◆ INFORMATION SUPPLIED
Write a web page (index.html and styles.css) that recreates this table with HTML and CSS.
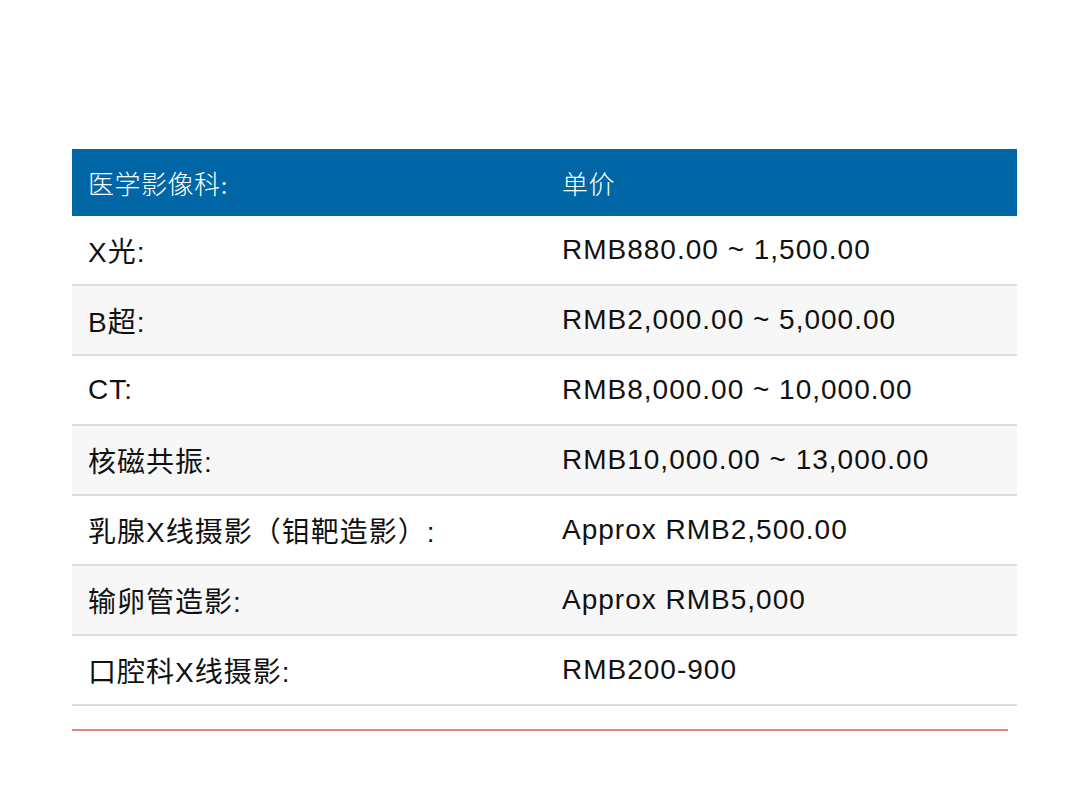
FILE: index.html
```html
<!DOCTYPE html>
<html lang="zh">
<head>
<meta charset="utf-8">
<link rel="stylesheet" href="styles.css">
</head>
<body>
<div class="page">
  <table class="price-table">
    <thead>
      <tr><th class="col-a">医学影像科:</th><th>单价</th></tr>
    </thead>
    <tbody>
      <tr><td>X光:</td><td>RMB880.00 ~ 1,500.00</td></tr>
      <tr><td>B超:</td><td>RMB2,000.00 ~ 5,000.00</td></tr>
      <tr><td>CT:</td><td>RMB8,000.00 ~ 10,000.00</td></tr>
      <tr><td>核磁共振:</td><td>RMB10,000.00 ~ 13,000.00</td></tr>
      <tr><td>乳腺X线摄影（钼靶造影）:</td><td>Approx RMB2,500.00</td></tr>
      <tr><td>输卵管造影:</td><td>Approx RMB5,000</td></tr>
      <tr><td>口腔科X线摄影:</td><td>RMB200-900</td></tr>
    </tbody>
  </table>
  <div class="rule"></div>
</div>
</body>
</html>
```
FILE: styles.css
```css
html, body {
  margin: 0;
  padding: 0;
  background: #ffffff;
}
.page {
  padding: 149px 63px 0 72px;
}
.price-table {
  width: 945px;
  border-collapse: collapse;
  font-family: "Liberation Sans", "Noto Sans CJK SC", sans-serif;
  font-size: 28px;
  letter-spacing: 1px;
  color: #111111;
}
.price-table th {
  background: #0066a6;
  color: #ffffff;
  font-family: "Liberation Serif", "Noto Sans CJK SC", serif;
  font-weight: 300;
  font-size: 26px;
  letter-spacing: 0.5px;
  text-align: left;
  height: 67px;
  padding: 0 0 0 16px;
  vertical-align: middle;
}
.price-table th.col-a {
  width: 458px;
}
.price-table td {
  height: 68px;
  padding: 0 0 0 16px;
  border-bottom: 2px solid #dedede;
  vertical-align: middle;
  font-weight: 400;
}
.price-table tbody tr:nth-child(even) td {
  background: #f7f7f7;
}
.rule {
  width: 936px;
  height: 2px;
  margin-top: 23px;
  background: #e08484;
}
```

◆ WHAT NEEDS TO BE DONE
Reproduce every line above as written, skipping pictures.

◆ RESPONSE TO THIS TASK
Write a web page (index.html and styles.css) that recreates this table with HTML and CSS.
FILE: index.html
```html
<!DOCTYPE html>
<html lang="zh">
<head>
<meta charset="utf-8">
<link rel="stylesheet" href="styles.css">
</head>
<body>
<div class="page">
  <table class="price-table">
    <thead>
      <tr><th class="col-a">医学影像科:</th><th>单价</th></tr>
    </thead>
    <tbody>
      <tr><td>X光:</td><td>RMB880.00 ~ 1,500.00</td></tr>
      <tr><td>B超:</td><td>RMB2,000.00 ~ 5,000.00</td></tr>
      <tr><td>CT:</td><td>RMB8,000.00 ~ 10,000.00</td></tr>
      <tr><td>核磁共振:</td><td>RMB10,000.00 ~ 13,000.00</td></tr>
      <tr><td>乳腺X线摄影（钼靶造影）:</td><td>Approx RMB2,500.00</td></tr>
      <tr><td>输卵管造影:</td><td>Approx RMB5,000</td></tr>
      <tr><td>口腔科X线摄影:</td><td>RMB200-900</td></tr>
    </tbody>
  </table>
  <div class="rule"></div>
</div>
</body>
</html>
```
FILE: styles.css
```css
html, body {
  margin: 0;
  padding: 0;
  background: #ffffff;
}
.page {
  padding: 149px 63px 0 72px;
}
.price-table {
  width: 945px;
  border-collapse: collapse;
  font-family: "Liberation Sans", "Noto Sans CJK SC", sans-serif;
  font-size: 28px;
  letter-spacing: 1px;
  color: #111111;
}
.price-table th {
  background: #0066a6;
  color: #ffffff;
  font-family: "Liberation Serif", "Noto Sans CJK SC", serif;
  font-weight: 300;
  font-size: 26px;
  letter-spacing: 0.5px;
  text-align: left;
  height: 67px;
  padding: 0 0 0 16px;
  vertical-align: middle;
}
.price-table th.col-a {
  width: 458px;
}
.price-table td {
  height: 68px;
  padding: 0 0 0 16px;
  border-bottom: 2px solid #dedede;
  vertical-align: middle;
  font-weight: 400;
}
.price-table tbody tr:nth-child(even) td {
  background: #f7f7f7;
}
.rule {
  width: 936px;
  height: 2px;
  margin-top: 23px;
  background: #e08484;
}
```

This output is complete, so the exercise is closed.